One Solution…And The Problem It Causes
One solution to the dupe SID problem is to use the NewSID utility from Sysinternals to create a new SID for the affected servers. But here’s the catch: Local accounts, groups, object names, etc. in the OS are based on the machine SID. Change the machine SID and every other SID gets changed too. During installation SQL Server creates a set of local machine groups (e.g. MACHINE\SQLServer2005MSSQLUser$MACHINE$MSSQLSERVER) that are granted rights throughout the OS and in SQL Server so that the services can run. SQL Server stores the logins - and SID - for each of those groups in master.dbo.syslogins
. NewSID wasn’t written with SQL awareness so after using it to change the machine SID (which in turn changes the SID for each local group) you’re going to be left with the old group SIDs in SQL, new group SIDs in the OS, a SQL service that won’t start, and probably a lot of people wondering “WTF when is the server going to be back up?”
A Solution To The Problem Caused By The Solution
I’ve been through the SID change exercise a few times now so I’ll share with you what to do if you need to change the SID on one of your SQL severs.
0. Find out what Service Pack and Cumulative Update your SQL service is running using the statement below. Get a copy of it and keep it handy because you’ll need it later.
SELECT SERVERPROPERTY('productversion') , SERVERPROPERTY('productlevel') , SERVERPROPERTY('edition');
1. Change SQL service and SQL Agent service to run as Local Service (or Local System) and manual startup.
2. Remove server from domain.
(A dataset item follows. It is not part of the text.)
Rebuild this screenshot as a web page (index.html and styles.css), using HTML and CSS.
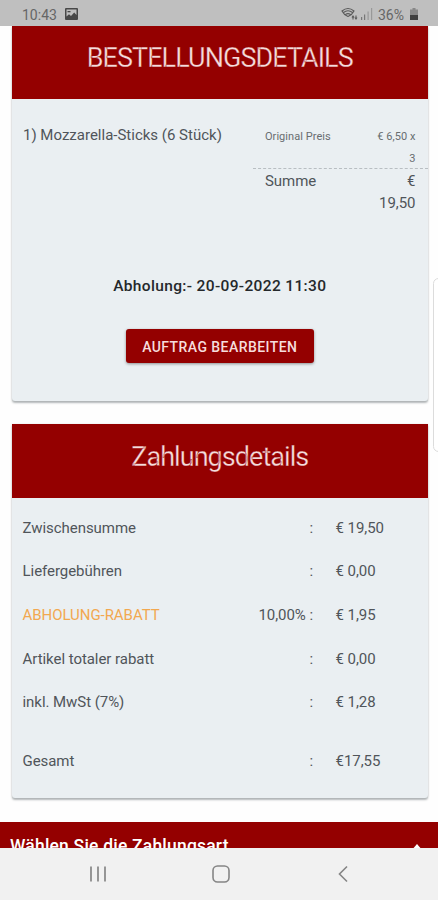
FILE: index.html
```html
<!DOCTYPE html>
<html lang="de">
<head>
<meta charset="utf-8">
<meta name="viewport" content="width=device-width">
<title>Bestellungsdetails</title>
<link rel="stylesheet" href="styles.css">
</head>
<body>
<header class="status">
  <span class="clock">10:43</span>
  <svg class="photo" width="13" height="12" viewBox="0 0 13 12"><path fill="#484848" fill-rule="evenodd" d="M1 0h11Q13 0 13 1v10Q13 12 12 12H1Q0 12 0 11V1Q0 0 1 0ZM1.500 1.500v7L4 6.200 6 8l3.200-3.500L11.500 7V1.500Z"/><path d="M2.500 3h3v1.300h-3z" fill="#484848"/></svg>
  <div class="status-right">
    <svg width="17" height="14" viewBox="0 0 17 14" fill="none" stroke="#5a5a5a" stroke-width="1.100"><path d="M1 4Q7 -1 13 4Q11 8 7 9.500Q3 8 1 4ZM2.500 5.500Q7 2 11.500 5.500M4.500 7.500Q7 5.800 9.500 7.500"/><path d="M12 12.500V9M11 10.500L12 9l1 1.500M15 8.500V12M14 10.500l1 1.500 1-1.500"/></svg>
    <svg width="13" height="12" viewBox="0 0 13 12"><path fill="#777" d="M1 9h1.200v3H1zM4 6.500h1.200V12H4z"/><path fill="#999" d="M7.500 3.500h1.200V12H7.500zM11 0h1.200v12H11z"/></svg>
    <span class="percent">36%</span>
    <svg class="battery" width="8" height="12" viewBox="0 0 8 12"><path fill="#888" d="M2.500 0h3v1.500H8V8H0V1.500h2.500z"/><path fill="#3f3f3f" d="M0 7h8v5H0z"/></svg>
  </div>
</header>
<main class="page">
  <section class="card order">
    <h1 class="card-title">BESTELLUNGSDETAILS</h1>
    <div class="item">
      <div class="item-name">1) Mozzarella-Sticks (6 Stück)</div>
      <div class="prices">
        <div class="price small"><span>Original Preis</span><span class="amount">€ 6,50 x<br>3</span></div>
        <div class="price sum"><span>Summe</span><span class="amount">€<br>19,50</span></div>
      </div>
    </div>
    <p class="pickup">Abholung:- 20-09-2022 11:30</p>
    <button class="edit" type="button">AUFTRAG BEARBEITEN</button>
  </section>
  <section class="card payment">
    <h2 class="card-title">Zahlungsdetails</h2>
    <div class="rows">
      <div class="row"><span>Zwischensumme</span><span class="mid">:</span><span class="value">€ 19,50</span></div>
      <div class="row"><span>Liefergebühren</span><span class="mid">:</span><span class="value">€ 0,00</span></div>
      <div class="row"><span class="discount">ABHOLUNG-RABATT</span><span class="mid">10,00% :</span><span class="value">€ 1,95</span></div>
      <div class="row"><span>Artikel totaler rabatt</span><span class="mid">:</span><span class="value">€ 0,00</span></div>
      <div class="row"><span>inkl. MwSt (7%)</span><span class="mid">:</span><span class="value">€ 1,28</span></div>
      <div class="row total"><span>Gesamt</span><span class="mid">:</span><span class="value">€17,55</span></div>
    </div>
  </section>
  <section class="accordion"><span>Wählen Sie die Zahlungsart</span><svg width="12" height="7" viewBox="0 0 12 7"><path d="M6 0l6 7H0z" fill="#fff"/></svg></section>
</main>
<div class="edge-panel"></div>
<nav class="nav">
  <svg width="18" height="18" viewBox="0 0 18 18" fill="none" stroke="#8c8c8c" stroke-width="1.800"><path d="M2 1.500v15M9 1.500v15M16 1.500v15"/></svg>
  <svg width="18" height="18" viewBox="0 0 18 18" fill="none" stroke="#858585" stroke-width="1.600"><rect x="1" y="1" width="16" height="16" rx="4.500"/></svg>
  <svg width="18" height="18" viewBox="0 0 18 18" fill="none" stroke="#858585" stroke-width="1.600"><path d="M13 1.500L5.500 9l7.500 7.500"/></svg>
</nav>
</body>
</html>
```
FILE: styles.css
```css
* { box-sizing: border-box; }
body {
  margin: 0;
  height: 900px;
  overflow: hidden;
  display: flex;
  flex-direction: column;
  background: #fefefe;
  color: #50555a;
  font-family: Roboto, sans-serif;
  font-size: 15px;
  letter-spacing: -.05px;
}
svg { display: block; flex: none; }
.status {
  height: 26px;
  flex: none;
  display: flex;
  align-items: center;
  padding: 3px 20px 0 22px;
  background: #bfbfbf;
  color: #666;
  font-size: 14px;
  letter-spacing: 0;
}
.clock { width: 43px; }
.photo { margin-top: -2px; }
.status-right { margin-left: auto; display: flex; align-items: center; }
.status-right svg { margin-top: -2px; }
.status-right svg:first-child { margin-right: 2px; }
.percent { margin-left: 5px; width: 32px; white-space: nowrap; }
.page { height: 822px; flex: none; overflow: hidden; }
.card {
  margin: 0 10.500px 0 12px;
  background: #eaeff2;
  border-radius: 0 0 3px 3px;
  box-shadow: 0 2px 2px rgba(70, 80, 85, .4), 0 0 2px rgba(0, 0, 0, .12);
}
.order { height: 375px; }
.payment { height: 374px; margin-top: 23px; }
.card-title {
  margin: 0;
  height: 73px;
  padding-top: 16px;
  background: #940000;
  color: #f5dcdc;
  font-size: 27px;
  line-height: 32px;
  font-weight: 400;
  letter-spacing: -.95px;
  text-align: center;
  white-space: nowrap;
  -webkit-text-stroke: .3px #940000;
}
.payment .card-title { height: 74px; padding-top: 17px; }
.item { height: 162px; padding-top: 24px; display: flex; }
.item-name { width: 241px; padding-left: 11px; line-height: 24px; letter-spacing: 0; white-space: nowrap; }
.prices { flex: 1; }
.price {
  display: flex;
  justify-content: space-between;
  padding: 0 12px;
  line-height: 22px;
}
.amount { text-align: right; }
.small {
  height: 46px;
  padding-top: 3px;
  border-bottom: 1px dashed #b8bec2;
  color: #686d70;
  font-size: 11px;
  letter-spacing: .05px;
}
.sum { padding-top: 1px; }
.pickup {
  margin: 0;
  padding-top: 13px;
  line-height: 24px;
  text-align: center;
  color: #24282b;
  font-size: 15.500px;
  font-weight: 500;
  letter-spacing: .35px;
}
.edit {
  display: block;
  margin: 31px auto 0;
  width: 188px;
  height: 34px;
  padding: 1px 0 0;
  border: 0;
  border-radius: 3px;
  background: #940000;
  color: #f6dddd;
  font: 500 14px Roboto, sans-serif;
  letter-spacing: .43px;
  box-shadow: 0 1px 3px rgba(0, 0, 0, .4);
  white-space: nowrap;
}
.rows { padding-top: 8px; }
.row {
  height: 43.600px;
  display: grid;
  grid-template-columns: 180px 110.500px 1fr;
  align-items: center;
  padding-left: 10.500px;
  white-space: nowrap;
}
.mid { text-align: right; }
.value { padding-left: 22.500px; }
.discount { color: #f2a850; }
.total { margin-top: 15px; }
.accordion {
  height: 50px;
  margin-top: 24px;
  padding: 14px 15px 0 10px;
  display: flex;
  justify-content: space-between;
  background: #940000;
  color: #fff;
  font-size: 17.500px;
  line-height: 20px;
  font-weight: 500;
  letter-spacing: .2px;
}
.accordion svg { margin-top: 8px; }
.edge-panel {
  position: absolute;
  right: -6px;
  top: 278px;
  width: 11px;
  height: 174px;
  border: 1px solid #dcdcdc;
  border-radius: 6px;
  background: #fff;
}
.nav {
  height: 52px;
  flex: none;
  display: flex;
  align-items: center;
  justify-content: space-between;
  padding: 0 86px 0 89px;
  background: #f1f1f1;
}
```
Reboot.
3. Change SID using NewSID (note: record your old SID before changing it in case you have to roll back!). Reboot.
4. Your SQL service is now broken by the SID change. Here’s where it gets fun. The SQL service will start but the SQL Agent service won’t and a couple of other components like DB Mail will throw permissions errors that show up in the SQL error log. To get things back on track resynchronize what’s in master.dbo.syslogins
with the new local group SIDs by dropping and recreating the SQL logins (and associated permissions) for the groups. First, using Object Explorer script out the drop and create statements for each local group login. Then use this script I posted previously to script the statements which grant all the necessary server level permissions to each group. Cut and paste the statements that apply to the local groups into your working script. What you’re going to execute for each group will look something like this:
DROP LOGIN [MACHINE\SQLServer2005MSSQLUser$MACHINE$MSSQLSERVER]; GO CREATE LOGIN [MACHINE\SQLServer2005MSSQLUser$MACHINE$MSSQLSERVER] FROM WINDOWS WITH DEFAULT_DATABASE=[master], DEFAULT_LANGUAGE=[us_english]; GO EXEC sp_addsrvrolemember @rolename = 'sysadmin', @loginame = 'SQL2300\SQLServer2005MSSQLUser$MACHINE$MSSQLSERVER'; GO GRANT CONNECT SQL TO [MACHINE\SQLServer2005MSSQLUser$MACHINE$MSSQLSERVER]; GO
Execute your script and restart the SQL and SQL Agent services to get them back up and running.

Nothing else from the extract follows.